### INSTRUCTIONS FOR THE TASK
Make an exact copy of all the material below, apart from the pictures.

:::::

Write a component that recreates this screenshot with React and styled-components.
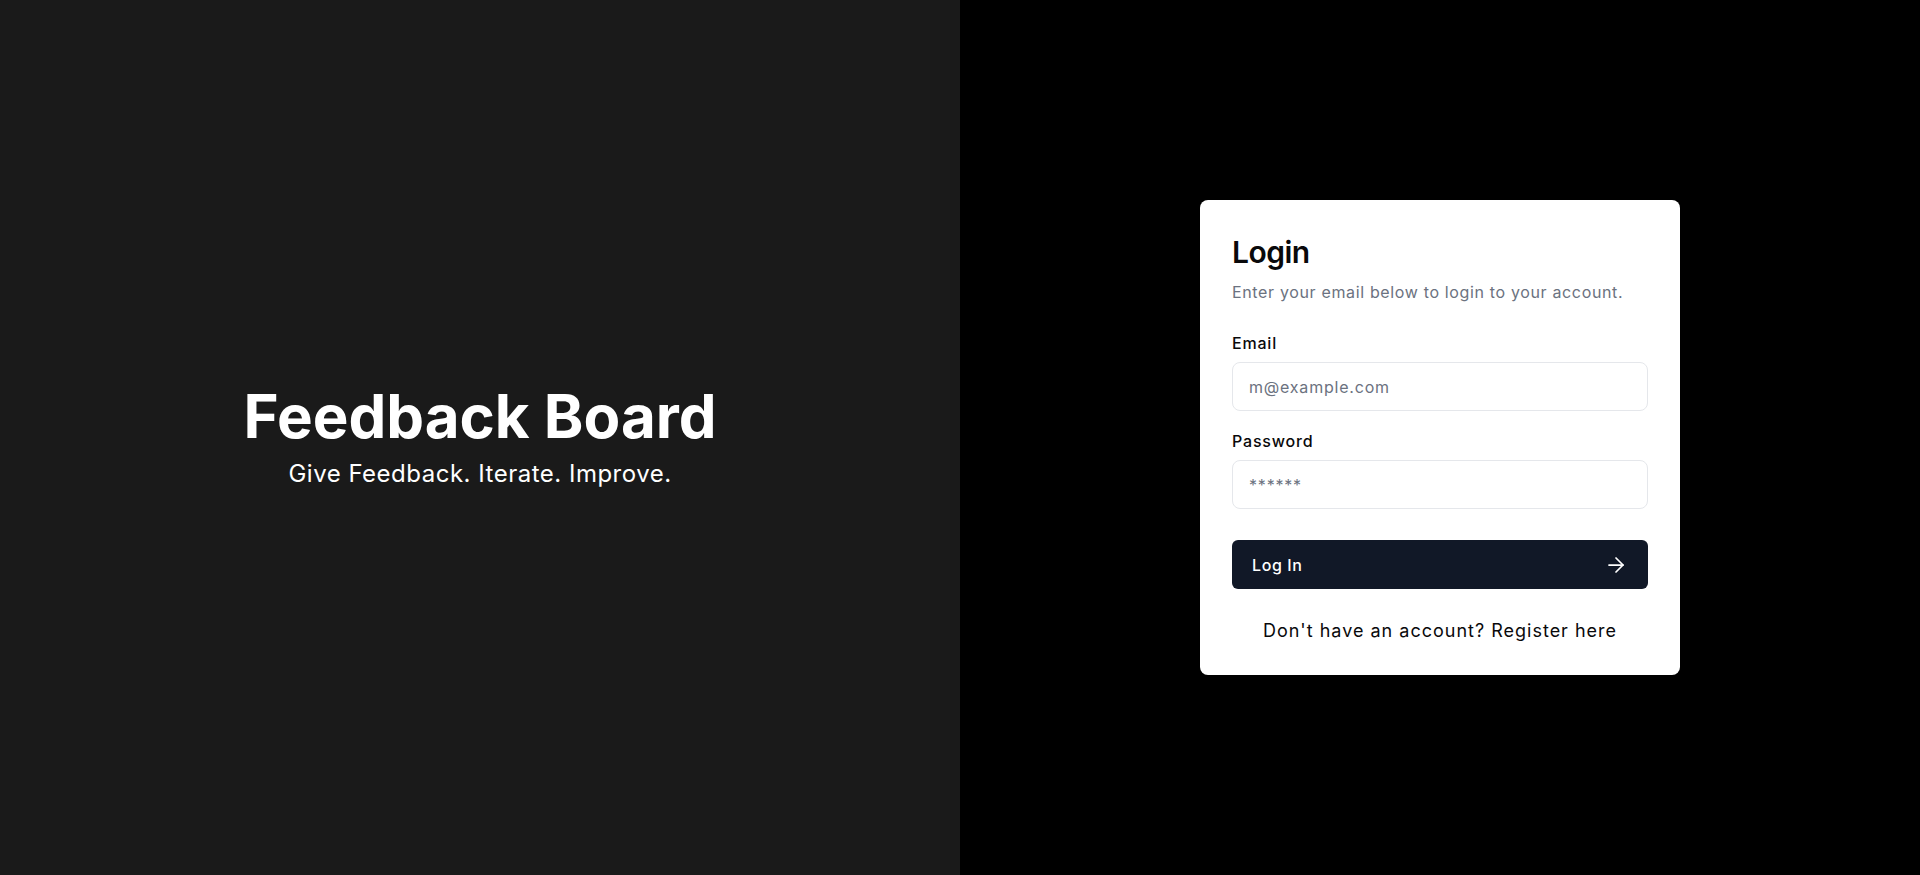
import React, { useState } from 'react'
import styled, { createGlobalStyle } from 'styled-components'
import { ArrowRight } from 'lucide-react'

const GlobalStyle = createGlobalStyle`
  *, *::before, *::after { box-sizing: border-box; }
  html, body { margin: 0; padding: 0; }
  body {
    font-family: Inter, "Noto Sans", "Liberation Sans", sans-serif;
    -webkit-font-smoothing: antialiased;
  }
`

export default function App() {
  const [email, setEmail] = useState('')
  const [password, setPassword] = useState('')

  return <Page>
    <GlobalStyle />
    <Brand>
      <Title>Feedback Board</Title>
      <Tagline>Give Feedback. Iterate. Improve.</Tagline>
    </Brand>
    <Side>
      <Card onSubmit={(e) => e.preventDefault()}>
        <CardTitle>Login</CardTitle>
        <CardText>Enter your email below to login to your account.</CardText>
        <Fields>
          <Field>
            <Label htmlFor="email">Email</Label>
            <Input id="email" type="email" placeholder="m@example.com"
              value={email} onChange={(e) => setEmail(e.target.value)} />
          </Field>
          <Field>
            <Label htmlFor="password">Password</Label>
            <Input id="password" type="password" placeholder="******"
              value={password} onChange={(e) => setPassword(e.target.value)} />
          </Field>
        </Fields>
        <Submit type="submit">
          Log In
          <ArrowRight size={24} strokeWidth={1.75} />
        </Submit>
        <Footer>Don't have an account? <Link href="#">Register here</Link></Footer>
      </Card>
    </Side>
  </Page>
}

const Page = styled.div`
  display: grid;
  grid-template-columns: 1fr 1fr;
  min-height: 100vh;
`
const Brand = styled.div`
  background: #1a1a1a;
  color: #fff;
  display: flex;
  flex-direction: column;
  align-items: center;
  justify-content: center;
`
const Title = styled.h1`
  margin: 0;
  font-size: 60px;
  line-height: 60px;
  font-weight: 700;
`
const Tagline = styled.p`
  margin: 12px 0 0;
  font-size: 24px;
  line-height: 32px;
  letter-spacing: 0.5px;
`
const Side = styled.div`
  background: #000;
  display: flex;
  align-items: center;
  justify-content: center;
`
const Card = styled.form`
  width: 480px;
  background: #fff;
  border-radius: 8px;
  padding: 34px 32px 30px;
  display: flex;
  flex-direction: column;
`
const CardTitle = styled.h2`
  margin: 0;
  font-size: 30px;
  line-height: 36px;
  font-weight: 600;
  color: #09090b;
  letter-spacing: -0.5px;
`
const CardText = styled.p`
  margin: 10px 0 0;
  font-size: 16px;
  line-height: 24px;
  color: #6b7280;
  letter-spacing: 0.65px;
`
const Fields = styled.div`
  margin-top: 27px;
  display: flex;
  flex-direction: column;
  gap: 18px;
`
const Field = styled.div`
  display: flex;
  flex-direction: column;
  gap: 7px;
`
const Label = styled.label`
  font-size: 16px;
  line-height: 24px;
  font-weight: 500;
  color: #09090b;
  letter-spacing: 0.8px;
`
const Input = styled.input`
  height: 49px;
  width: 100%;
  padding: 0 16px;
  border: 1px solid #e5e7eb;
  border-radius: 8px;
  font-family: inherit;
  font-size: 16px;
  letter-spacing: 0.8px;
  color: #09090b;
  background: #fff;
  outline: none;
  &::placeholder { color: #6b7280; }
`
const Submit = styled.button`
  margin-top: 31px;
  height: 49px;
  padding: 0 20px;
  display: flex;
  align-items: center;
  justify-content: space-between;
  background: #111827;
  color: #fff;
  border: none;
  border-radius: 6px;
  font-family: inherit;
  font-size: 16px;
  font-weight: 500;
  letter-spacing: 0.6px;
  cursor: pointer;
`
const Footer = styled.p`
  margin: 28px 0 0;
  text-align: center;
  font-size: 18px;
  line-height: 28px;
  color: #09090b;
  letter-spacing: 1px;
`
const Link = styled.a`
  color: inherit;
  text-decoration: none;
`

:::::

### SOLUTION
Write a component that recreates this screenshot with React and styled-components.
import React, { useState } from 'react'
import styled, { createGlobalStyle } from 'styled-components'
import { ArrowRight } from 'lucide-react'

const GlobalStyle = createGlobalStyle`
  *, *::before, *::after { box-sizing: border-box; }
  html, body { margin: 0; padding: 0; }
  body {
    font-family: Inter, "Noto Sans", "Liberation Sans", sans-serif;
    -webkit-font-smoothing: antialiased;
  }
`

export default function App() {
  const [email, setEmail] = useState('')
  const [password, setPassword] = useState('')

  return <Page>
    <GlobalStyle />
    <Brand>
      <Title>Feedback Board</Title>
      <Tagline>Give Feedback. Iterate. Improve.</Tagline>
    </Brand>
    <Side>
      <Card onSubmit={(e) => e.preventDefault()}>
        <CardTitle>Login</CardTitle>
        <CardText>Enter your email below to login to your account.</CardText>
        <Fields>
          <Field>
            <Label htmlFor="email">Email</Label>
            <Input id="email" type="email" placeholder="m@example.com"
              value={email} onChange={(e) => setEmail(e.target.value)} />
          </Field>
          <Field>
            <Label htmlFor="password">Password</Label>
            <Input id="password" type="password" placeholder="******"
              value={password} onChange={(e) => setPassword(e.target.value)} />
          </Field>
        </Fields>
        <Submit type="submit">
          Log In
          <ArrowRight size={24} strokeWidth={1.75} />
        </Submit>
        <Footer>Don't have an account? <Link href="#">Register here</Link></Footer>
      </Card>
    </Side>
  </Page>
}

const Page = styled.div`
  display: grid;
  grid-template-columns: 1fr 1fr;
  min-height: 100vh;
`
const Brand = styled.div`
  background: #1a1a1a;
  color: #fff;
  display: flex;
  flex-direction: column;
  align-items: center;
  justify-content: center;
`
const Title = styled.h1`
  margin: 0;
  font-size: 60px;
  line-height: 60px;
  font-weight: 700;
`
const Tagline = styled.p`
  margin: 12px 0 0;
  font-size: 24px;
  line-height: 32px;
  letter-spacing: 0.5px;
`
const Side = styled.div`
  background: #000;
  display: flex;
  align-items: center;
  justify-content: center;
`
const Card = styled.form`
  width: 480px;
  background: #fff;
  border-radius: 8px;
  padding: 34px 32px 30px;
  display: flex;
  flex-direction: column;
`
const CardTitle = styled.h2`
  margin: 0;
  font-size: 30px;
  line-height: 36px;
  font-weight: 600;
  color: #09090b;
  letter-spacing: -0.5px;
`
const CardText = styled.p`
  margin: 10px 0 0;
  font-size: 16px;
  line-height: 24px;
  color: #6b7280;
  letter-spacing: 0.65px;
`
const Fields = styled.div`
  margin-top: 27px;
  display: flex;
  flex-direction: column;
  gap: 18px;
`
const Field = styled.div`
  display: flex;
  flex-direction: column;
  gap: 7px;
`
const Label = styled.label`
  font-size: 16px;
  line-height: 24px;
  font-weight: 500;
  color: #09090b;
  letter-spacing: 0.8px;
`
const Input = styled.input`
  height: 49px;
  width: 100%;
  padding: 0 16px;
  border: 1px solid #e5e7eb;
  border-radius: 8px;
  font-family: inherit;
  font-size: 16px;
  letter-spacing: 0.8px;
  color: #09090b;
  background: #fff;
  outline: none;
  &::placeholder { color: #6b7280; }
`
const Submit = styled.button`
  margin-top: 31px;
  height: 49px;
  padding: 0 20px;
  display: flex;
  align-items: center;
  justify-content: space-between;
  background: #111827;
  color: #fff;
  border: none;
  border-radius: 6px;
  font-family: inherit;
  font-size: 16px;
  font-weight: 500;
  letter-spacing: 0.6px;
  cursor: pointer;
`
const Footer = styled.p`
  margin: 28px 0 0;
  text-align: center;
  font-size: 18px;
  line-height: 28px;
  color: #09090b;
  letter-spacing: 1px;
`
const Link = styled.a`
  color: inherit;
  text-decoration: none;
`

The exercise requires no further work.